On a few occasions this year, I have rushed in the evening to Trader Joe’s or Gelson’s bearing extra tote bags to give to people who might have left theirs at home. Typically I have rushed into the store in the evening and given the bags to cashiers and asked them to pass them on to customers “in need.” There’s a certain amount of satisfaction in this act but those times my own actions felt a bit forced.
Today, I went with my son Theo to Trader Joe’s just before lunch, which meant that we were hungry and bought way too much food, especially snacks. Theo and I both love crunchy, salty treats. Today, he also insisted on buying a particular type of Brie, as he has developed a more sophisticated cheese palette of late, and I want to encourage his appreciation of French cheese! We pushed the cart up to the cashier and Theo helped to unload all the food. I positioned myself at the other side of the cashier and pulled apart my various tangled tote bags and began to bag up our loot. As I stuffed the chips and Brie and fruit into a bag, I noticed I had brought three more bags with me. Were they starting to breed? I didn’t need so many, even for today’s monster shop! Just at that moment, I heard a woman’s voice saying, “I’ll need to take a bag, I’m afraid.” I looked up and saw a woman in her thirties with short brown hair reaching into the pile of paper bags. “Here, you can have one of my bags,” I found myself saying, holding out one of my totes. She beamed at me and thanked me, explaining that she has loads of tote bags but had left them in her cupboard at home.

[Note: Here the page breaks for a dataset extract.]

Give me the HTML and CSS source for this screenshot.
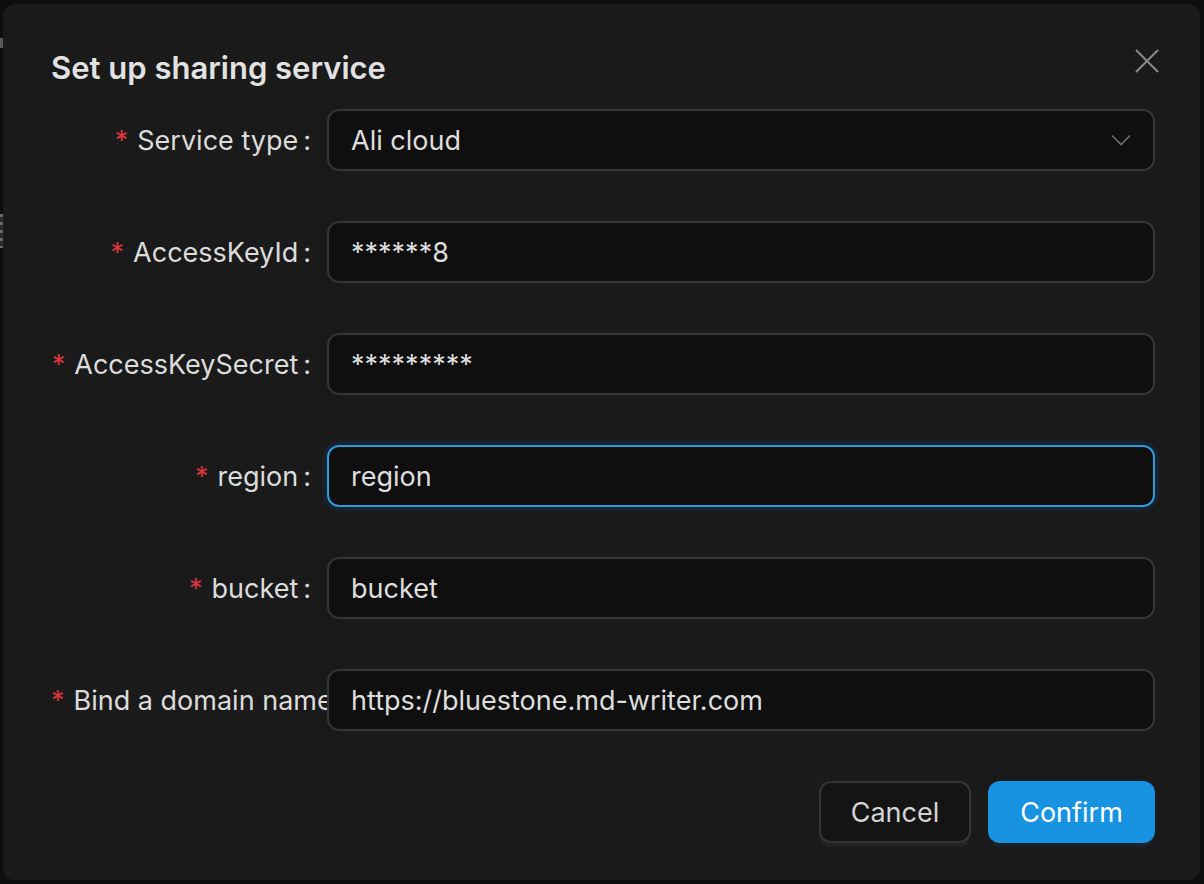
FILE: index.html
```html
<!DOCTYPE html>
<html>
<head>
<meta charset="utf-8">
<link rel="stylesheet" href="styles.css">
</head>
<body>
<div class="bg-glyph bg-glyph-a"></div>
<div class="bg-glyph bg-glyph-b"></div>
<div class="modal">
  <button class="close" aria-label="Close">
    <svg width="24" height="24" viewBox="0 0 24 24"><path d="M1 1L23 23M23 1L1 23" stroke="#8a8a8a" stroke-width="2" fill="none"/></svg>
  </button>
  <h1 class="title">Set up sharing service</h1>
  <form class="form">
    <div class="row">
      <label class="label"><span class="req">*</span>Service type</label>
      <div class="field select">
        <span class="value">Ali cloud</span>
        <svg class="chev" width="20" height="12" viewBox="0 0 20 12"><path d="M1 1.5L10 10.5L19 1.5" stroke="#6e6e6e" stroke-width="1.6" fill="none"/></svg>
      </div>
    </div>
    <div class="row">
      <label class="label"><span class="req">*</span>AccessKeyId</label>
      <div class="field"><span class="value">******8</span></div>
    </div>
    <div class="row">
      <label class="label"><span class="req">*</span>AccessKeySecret</label>
      <div class="field"><span class="value">*********</span></div>
    </div>
    <div class="row">
      <label class="label"><span class="req">*</span>region</label>
      <div class="field focused"><span class="value">region</span></div>
    </div>
    <div class="row">
      <label class="label"><span class="req">*</span>bucket</label>
      <div class="field"><span class="value">bucket</span></div>
    </div>
    <div class="row">
      <label class="label overflow"><span class="req">*</span>Bind a domain name</label>
      <div class="field"><span class="value">https://bluestone.md-writer.com</span></div>
    </div>
    <div class="footer">
      <button type="button" class="btn btn-cancel">Cancel</button>
      <button type="button" class="btn btn-primary">Confirm</button>
    </div>
  </form>
</div>
</body>
</html>
```

FILE: styles.css
```css
html, body {
  margin: 0;
  padding: 0;
}
body {
  width: 1204px;
  height: 884px;
  background: #0e0e0e;
  font-family: Inter, "Noto Sans", sans-serif;
  position: relative;
  overflow: hidden;
}
.bg-glyph {
  position: absolute;
  left: 0;
  width: 3px;
  background: #5a5a5a;
}
.bg-glyph-a {
  top: 38px;
  height: 10px;
}
.bg-glyph-b {
  top: 214px;
  height: 34px;
  background: repeating-linear-gradient(#6a6a6a 0 3px, #2a2a2a 3px 8px);
}
.modal {
  position: absolute;
  left: 3px;
  top: 4px;
  width: 1197px;
  height: 876px;
  box-sizing: border-box;
  background: #1a1a1a;
  border-radius: 12px;
  padding: 44px 45px 37px 48px;
  display: flex;
  flex-direction: column;
}
.close {
  position: absolute;
  left: 1132px;
  top: 44px;
  width: 24px;
  height: 26px;
  padding: 0;
  border: 0;
  background: none;
  display: flex;
  align-items: center;
  justify-content: center;
}
.title {
  margin: 0 0 21px 0;
  font-size: 31px;
  line-height: 40px;
  font-weight: 600;
  color: #e2e2e2;
  letter-spacing: 0;
}
.form {
  display: flex;
  flex-direction: column;
  gap: 50px;
}
.row {
  display: flex;
  align-items: center;
  height: 62px;
}
.label {
  width: 276px;
  flex: none;
  text-align: right;
  white-space: nowrap;
  overflow: hidden;
  font-size: 27px;
  color: #dcdcdc;
  box-sizing: border-box;
}
.label::after {
  content: ":";
  margin: 0 16px 0 5px;
}
.label.overflow {
  text-align: left;
}
.req {
  color: #d9363e;
  margin-right: 9px;
}
.field {
  flex: 1;
  height: 62px;
  box-sizing: border-box;
  background: #0f0f0f;
  border: 2px solid #353535;
  border-radius: 12px;
  display: flex;
  align-items: center;
  padding: 0 22px 0 22px;
  font-size: 27px;
  color: #dedede;
}
.field.focused {
  border-color: #2a9bdc;
  box-shadow: 0 0 0 4px #172230;
}
.select {
  justify-content: space-between;
}
.footer {
  display: flex;
  justify-content: flex-end;
  gap: 17px;
}
.btn {
  height: 62px;
  border-radius: 12px;
  font-family: Inter, "Noto Sans", sans-serif;
  font-size: 27px;
  box-sizing: border-box;
  box-shadow: 0 4px 0 #222222;
}
.btn-cancel {
  width: 152px;
  background: #141414;
  border: 2px solid #343434;
  color: #d4d4d4;
}
.btn-primary {
  width: 167px;
  background: #1793e1;
  border: 0;
  color: #ffffff;
  box-shadow: 0 4px 0 #1c2229;
}
```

I finished bagging and paid for the groceries. Theo and I pushed our cart past the short-haired woman, who looked up and shouted out, “Thank you!” again. As we walked towards the exit, Theo asked me, “Is that going to be your Giveaway today?” I thought about it for a second, and wondered if I should count it. It had almost been too easy. “Sure,” I answered, thinking to myself that it was actually one of my better ones as I’d given something to someone who actually needed it, helped reduce some waste and enjoyed a warm connection with a stranger.”